Tomorrow is the first day of school with students. My summer vacation is officially over - I will return back to the real world of teaching after a two month hiatus. I am certain that tomorrow morning before school begins, I will be an emotional and nervous mess on the inside. But 27 years of teaching has taught me that once the school bell rings for first period and I take attendance for the first time, my internal teacher "switch" will flip on, and I will be fine and back in teacher mode.

However, although I had this summer off, I had many opportunities both to train others and to learn at numerous CI/ADI Conferences: CI Iowa, Acquisition Academy in Denver, Fluency Matters Conference, and CI Summit. Yes, it was actually a very full summer, but when I take a step back and reflect on it all - wow, I learned SO much! For three of the conferences, I was serving as either a language teacher or as a coach/trainer; when one is serving in those capacities, one cannot help but relearn and gain a much deeper sense of CI/ADI, since one is teaching others about it.

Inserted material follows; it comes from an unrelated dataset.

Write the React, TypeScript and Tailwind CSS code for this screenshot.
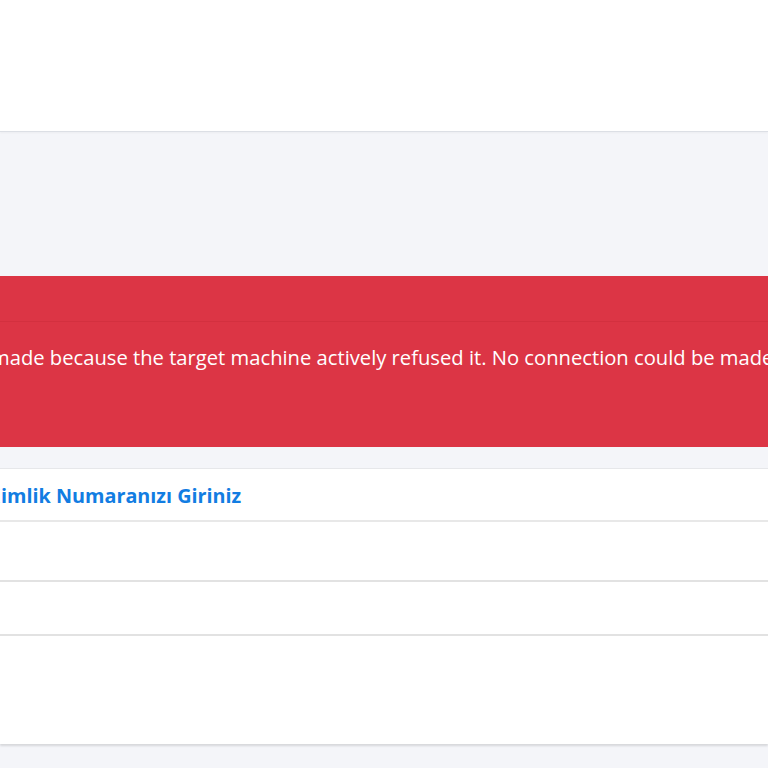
import React from "react";

export default function App() {
  return (
    <div className="w-[768px] h-[768px] overflow-hidden bg-[#f4f5f9]" style={{ fontFamily: '"Open Sans", "Noto Sans", sans-serif' }}>
      <div className="h-[132px] bg-white border-b border-[#dcdfe5] shadow-[0_1px_2px_rgba(0,0,0,0.04)]" />
      <div className="h-[144px]" />
      <div className="h-[171px] bg-[#dc3545] flex flex-col overflow-hidden">
        <div className="h-[46px] border-b border-[#d3303f]" />
        <div className="pt-[21px] text-white text-[20.2px] whitespace-nowrap leading-[28px] flex">
          <span className="w-0 shrink-0 flex justify-end">
            <span className="whitespace-nowrap">No connection could be&nbsp;</span>
          </span>
          <span className="shrink-0 ml-[-9px]">made because the target machine actively refused it. No connection could be made because the target machine actively refused it.</span>
        </div>
      </div>
      <div className="h-[21px]" />
      <div className="bg-white border-t border-[#e6e7ea] shadow-[0_2px_2px_rgba(0,0,0,0.12)] flex flex-col">
        <div className="h-[53px] flex items-center border-b-2 border-[#e8e8e8] whitespace-nowrap pt-[3px] text-[#127de2] font-bold text-[19.8px]">
          <span className="w-0 shrink-0 flex justify-end">
            <span className="whitespace-nowrap">T.C. K</span>
          </span>
          <span className="shrink-0 ml-[1px]">imlik Numaranızı Giriniz</span>
        </div>
        <div className="h-[60px] border-b-2 border-[#e2e2e2]" />
        <div className="h-[54px] border-b-2 border-[#e2e2e2]" />
        <div className="h-[108px]" />
      </div>
    </div>
  );
}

Throughout this summer, I was surrounded by so many CI/ADI folks over whom I still fanboy and hold up with such reverence; I know well enough that I must pay attention whenever I see them present and interact with them, because I am always going to glean some new piece of CI/ADI wisdom from them. I am now taking so much of what I learned this summer and am now turning them in my first few weeks of lesson plans.

Shout outs to:

  • Eric Richards - For this opening week, I am Latinizing your PQA lessons on playing sports that I observed you do both in Iowa this summer and last year at CI Summit, because they are that good!
  • Skip Crosby - I always have the pleasure of observing you teach a Spanish language lab to middle school students at CI Summit. I am planning on teaching about the Dominican Republic sport vitilla like you did but in Latin! It is a natural springboard from Eric's PQAs about sports (plus the Olympics are starting its second week now, so it is timely) - who says that Latin must be stuck to teaching only cultural topics from ancient Rome?!!).
  • Eric Herman - I am still faithfully reading your Research Bites book (I know that it is called Research Talks, but I like the phonetics of Research Bites lol). I am now on Week 8 and reading one quote a day - much like Goldilocks, that is exactly the right size for me!

Thank you to all who played a role in my summer - my CI cup has now been refilled!